Are We Ready to Heal?
16 Mar 2016 by Aashik Nazardeen
In the face of the recent HIV dilemma we are definitely ‘stigma positive.’
The sad situation of the Kuliyapitiya child [although it had a promising ending] shook the whole country. “Cultural norms” were proudly brought up against the accused. In this instance, we saw a child who was rumoured to be infected with HIV and was therefore treated with utmost disrespect with attitudes bordering on contempt and disgust. When the doors of several schools closed on the boy’s face, most of the public watched passively and helplessly.
Then again when a school admitted the ‘accused’ child after much effort by the mother, the parents of that same school took their children away; leaving this boy alone.
Finally two leading schools opened their doors to the wrongly accused child.
Nevertheless we must ask ourselves; can the trauma and the repercussions of the discrimination which the little child faced ever be undone?
What is startling is how badly the public and several government officials reacted to this situation. Their behaviour or rather the way in which the masses approached this situation brings to light the stains and the perverse attitudes of people in our society. Is this situation relevant only towards the people of the said area? How would the majority of the people around Sri Lanka have reacted to a similar situation? It was promising to see the enthusiasm of people’s reaction on social media as they campaigned towards bringing justice to this child. The social media campaigns that spoke up against the young boy mostly consisted of the youth who used Facebook, Twitter and blogging platforms to voice their concern over this grave injustice. While the older generation recklessly blamed the young boy, the youth of the nation rallied to create awareness on why they believed the HIV claims were misguided. It was enlightening to see how young people shared knowledge about HIV and HIV transmission as they tried to prove how the young boy was wrongly accused. In doing so, they played an important role in using knowledge to remove the stigma created around the young child.
One must also give due recognition to the relevant schools which opened their doors to welcome child. All the parties involved in bringing justice must be appreciated.
However, the negative reaction of one particular rural area alone highlights the extent to which we need to work on ending discrimination, based on any form of stigma. An individual (or in this case an innocent child) ‘supposedly’ infected with HIV, was viewed as an object of disdain and danger. The little child was discriminated in different layers of the society, so much so that the opinions of individuals in higher ranks, disgustingly suggested that the child was someone involved in a ‘crime’ ( which was why he was supposedly infected with HIV.) It was sad to see a senior public representative imply that the child must be sent to “probationary services” so as to detect whether he is indeed HIV+. Another version of the story said that the child must be separated from the mother who is rumoured to be 'infected' with HIV so that the child is ‘protected’ from harm and ‘further transmission.’ The facts of this incident are murky areas where one knows not which version of the incident to trust. However, one fact precedes every other fact, regardless of it being proven or unproven and that is the extent to which social stigma could jeopardize lives.
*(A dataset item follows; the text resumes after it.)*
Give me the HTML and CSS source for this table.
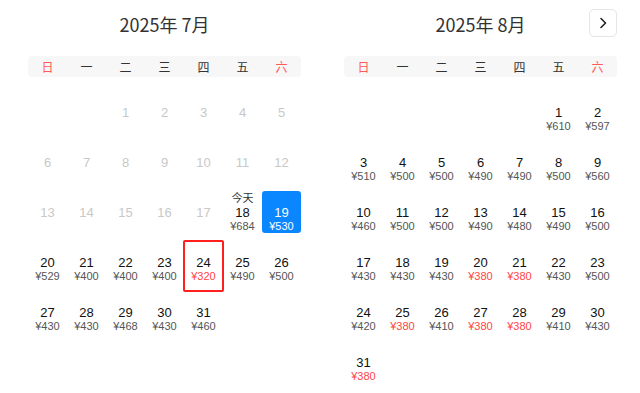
FILE: index.html
```html
<!DOCTYPE html>
<html lang="zh-CN">
<head>
<meta charset="utf-8">
<title>日历</title>
<link rel="stylesheet" href="styles.css">
</head>
<body>
<div class="calendar">
  <section class="month">
    <header class="month-head">
      <h2 class="title">2025年 7月</h2>
    </header>
    <div class="weekdays">
      <span class="wk weekend">日</span><span class="wk">一</span><span class="wk">二</span><span class="wk">三</span><span class="wk">四</span><span class="wk">五</span><span class="wk weekend">六</span>
    </div>
    <div class="days">
      <div class="day disabled start-3"><span class="num">1</span></div>
      <div class="day disabled"><span class="num">2</span></div>
      <div class="day disabled"><span class="num">3</span></div>
      <div class="day disabled"><span class="num">4</span></div>
      <div class="day disabled"><span class="num">5</span></div>
      <div class="day disabled"><span class="num">6</span></div>
      <div class="day disabled"><span class="num">7</span></div>
      <div class="day disabled"><span class="num">8</span></div>
      <div class="day disabled"><span class="num">9</span></div>
      <div class="day disabled"><span class="num">10</span></div>
      <div class="day disabled"><span class="num">11</span></div>
      <div class="day disabled"><span class="num">12</span></div>
      <div class="day disabled"><span class="num">13</span></div>
      <div class="day disabled"><span class="num">14</span></div>
      <div class="day disabled"><span class="num">15</span></div>
      <div class="day disabled"><span class="num">16</span></div>
      <div class="day disabled"><span class="num">17</span></div>
      <div class="day today"><span class="lbl">今天</span><span class="num">18</span><span class="price">¥684</span></div>
      <div class="day selected"><span class="num">19</span><span class="price">¥530</span></div>
      <div class="day"><span class="num">20</span><span class="price">¥529</span></div>
      <div class="day"><span class="num">21</span><span class="price">¥400</span></div>
      <div class="day"><span class="num">22</span><span class="price">¥400</span></div>
      <div class="day"><span class="num">23</span><span class="price">¥400</span></div>
      <div class="day framed"><span class="num">24</span><span class="price low">¥320</span></div>
      <div class="day"><span class="num">25</span><span class="price">¥490</span></div>
      <div class="day"><span class="num">26</span><span class="price">¥500</span></div>
      <div class="day"><span class="num">27</span><span class="price">¥430</span></div>
      <div class="day"><span class="num">28</span><span class="price">¥430</span></div>
      <div class="day"><span class="num">29</span><span class="price">¥468</span></div>
      <div class="day"><span class="num">30</span><span class="price">¥430</span></div>
      <div class="day"><span class="num">31</span><span class="price">¥460</span></div>
    </div>
  </section>

  <section class="month">
    <header class="month-head">
      <h2 class="title">2025年 8月</h2>
      <button class="next" type="button" aria-label="下个月">
        <svg width="10" height="12" viewBox="0 0 10 12"><path d="M3 1.5 L7.5 6 L3 10.5" fill="none" stroke="#222" stroke-width="1.6" stroke-linecap="round" stroke-linejoin="round"/></svg>
      </button>
    </header>
    <div class="weekdays">
      <span class="wk weekend">日</span><span class="wk">一</span><span class="wk">二</span><span class="wk">三</span><span class="wk">四</span><span class="wk">五</span><span class="wk weekend">六</span>
    </div>
    <div class="days">
      <div class="day start-6"><span class="num">1</span><span class="price">¥610</span></div>
      <div class="day"><span class="num">2</span><span class="price">¥597</span></div>
      <div class="day"><span class="num">3</span><span class="price">¥510</span></div>
      <div class="day"><span class="num">4</span><span class="price">¥500</span></div>
      <div class="day"><span class="num">5</span><span class="price">¥500</span></div>
      <div class="day"><span class="num">6</span><span class="price">¥490</span></div>
      <div class="day"><span class="num">7</span><span class="price">¥490</span></div>
      <div class="day"><span class="num">8</span><span class="price">¥500</span></div>
      <div class="day"><span class="num">9</span><span class="price">¥560</span></div>
      <div class="day"><span class="num">10</span><span class="price">¥460</span></div>
      <div class="day"><span class="num">11</span><span class="price">¥500</span></div>
      <div class="day"><span class="num">12</span><span class="price">¥500</span></div>
      <div class="day"><span class="num">13</span><span class="price">¥490</span></div>
      <div class="day"><span class="num">14</span><span class="price">¥480</span></div>
      <div class="day"><span class="num">15</span><span class="price">¥490</span></div>
      <div class="day"><span class="num">16</span><span class="price">¥500</span></div>
      <div class="day"><span class="num">17</span><span class="price">¥430</span></div>
      <div class="day"><span class="num">18</span><span class="price">¥430</span></div>
      <div class="day"><span class="num">19</span><span class="price">¥430</span></div>
      <div class="day"><span class="num">20</span><span class="price low">¥380</span></div>
      <div class="day"><span class="num">21</span><span class="price low">¥380</span></div>
      <div class="day"><span class="num">22</span><span class="price">¥430</span></div>
      <div class="day"><span class="num">23</span><span class="price">¥500</span></div>
      <div class="day"><span class="num">24</span><span class="price">¥420</span></div>
      <div class="day"><span class="num">25</span><span class="price low">¥380</span></div>
      <div class="day"><span class="num">26</span><span class="price">¥410</span></div>
      <div class="day"><span class="num">27</span><span class="price low">¥380</span></div>
      <div class="day"><span class="num">28</span><span class="price low">¥380</span></div>
      <div class="day"><span class="num">29</span><span class="price">¥410</span></div>
      <div class="day"><span class="num">30</span><span class="price">¥430</span></div>
      <div class="day"><span class="num">31</span><span class="price low">¥380</span></div>
    </div>
  </section>
</div>
</body>
</html>
```

FILE: styles.css
```css
html, body {
  margin: 0;
  padding: 0;
  background: #fff;
}
body {
  font-family: "Liberation Sans", "Noto Sans CJK SC", sans-serif;
  color: #111;
}
.calendar {
  display: flex;
  gap: 43px;
  padding-left: 28px;
}
.month {
  width: 273px;
}
.month-head {
  position: relative;
  height: 48px;
  display: flex;
  align-items: center;
  justify-content: center;
}
.title {
  margin: 0;
  font-family: "Noto Sans CJK SC", sans-serif;
  font-weight: 400;
  font-size: 18px;
  line-height: 24px;
  color: #333;
}
.next {
  position: absolute;
  right: 0;
  top: 9px;
  width: 28px;
  height: 28px;
  padding: 0;
  border: 1px solid #e6e6e6;
  border-radius: 5px;
  background: #fff;
  display: flex;
  align-items: center;
  justify-content: center;
}
.weekdays {
  margin-top: 8px;
  height: 21px;
  display: grid;
  grid-template-columns: repeat(7, 39px);
  align-items: center;
  background: #f7f7f7;
  border-radius: 4px;
}
.wk {
  text-align: center;
  font-family: "Noto Sans CJK SC", sans-serif;
  font-size: 12px;
  line-height: 21px;
  color: #333;
}
.wk.weekend {
  color: #ff5a5a;
}
.days {
  margin-top: 14px;
  display: grid;
  grid-template-columns: repeat(7, 39px);
  grid-auto-rows: 42px;
  row-gap: 8px;
}
.start-3 { grid-column-start: 3; }
.start-6 { grid-column-start: 6; }
.day {
  position: relative;
  display: flex;
  flex-direction: column;
  align-items: center;
  padding-top: 14px;
  box-sizing: border-box;
}
.lbl {
  margin-top: -15px;
  height: 15px;
  font-family: "Noto Sans CJK SC", sans-serif;
  font-size: 11px;
  line-height: 15px;
  color: #333;
}
.num {
  font-size: 13px;
  line-height: 15px;
  color: #111;
}
.price {
  font-size: 11px;
  line-height: 13px;
  color: #555;
}
.price.low {
  color: #ff4545;
}
.day.disabled .num {
  color: #c8c8c8;
}
.day.selected {
  background: #0a86ff;
  border-radius: 3px;
}
.day.selected .num,
.day.selected .price {
  color: #fff;
}
.day.framed::after {
  content: "";
  position: absolute;
  left: -1px;
  right: -1px;
  top: -1px;
  bottom: -9px;
  border: 2px solid #ff1f1f;
  border-radius: 2px;
}
```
One of the many reasons for this reaction is easily the poor knowledge of heath in some areas. According to the National Human Development Report (NHDR) 2014, the National Youth Survey (2013) results show that knowledge of the availability of sexual and reproductive health services was 55%. This means that a majority of the population is gravely unaware of safe sexual health, diseases, etc. The NHDR also goes onto state that social-cultural norms hold particular influence over sexual and reproductive health and mental health issues. Because a lot of young people rely on their parents, spouses and friends for advice, a lot of health-related information is misleading. Such ignorance reflects the actions that took place in Kuliapitiya and proves the misguided behavior of the villagers in that area.
Stigma surrounding AIDS is not unique to this part of the world alone. A study by UNAIDS (2015) “On the Fast-Track to end AIDS by 2030: Focus on location and population” suggests that “In 35% of countries with available data, over 50% of men and women report having discriminatory attitudes towards people living with HIV.” However, this instance sadly shows to what extent such stigma could harm an individual’s life and drive an entire community towards heartless and thoughtless behaviour. This single incident calls forth our attention towards several attitudinal changes that we, as a country need to undergo. Reaction to similar incidents could vary from part to part in the country. But as one people under the sovereignty of mother Sri Lanka, we hold responsibility towards each other and of each other; towards educating, creating awareness, stopping discrimination and to heal our motherland of the numerous prejudices and injustices. Let us not let ignorance stain our beautiful culture which is embedded on hospitality, kindness not only towards humans but towards all living beings and the compassion surpassing any forms of difference that even our national anthem sings of, be cherished and preserved.
The incident at Kuliyapitiya is a fine example of the many trials and tribulations our nation is likely to face due to the lack of proper information and ignorance which is wrongly blamed on our “culture” and “religion.” Culture and religion are an important part of our national identity, but as we move towards the future it is important that we act more rationally and speak with greater understanding about issues such as this. As the youth of this country, we must look towards making sure that someday our own thoughts and decisions aren’t molded by poorly informed ideals. Youth should pioneer a culture of rational thinking in Sri Lankan society.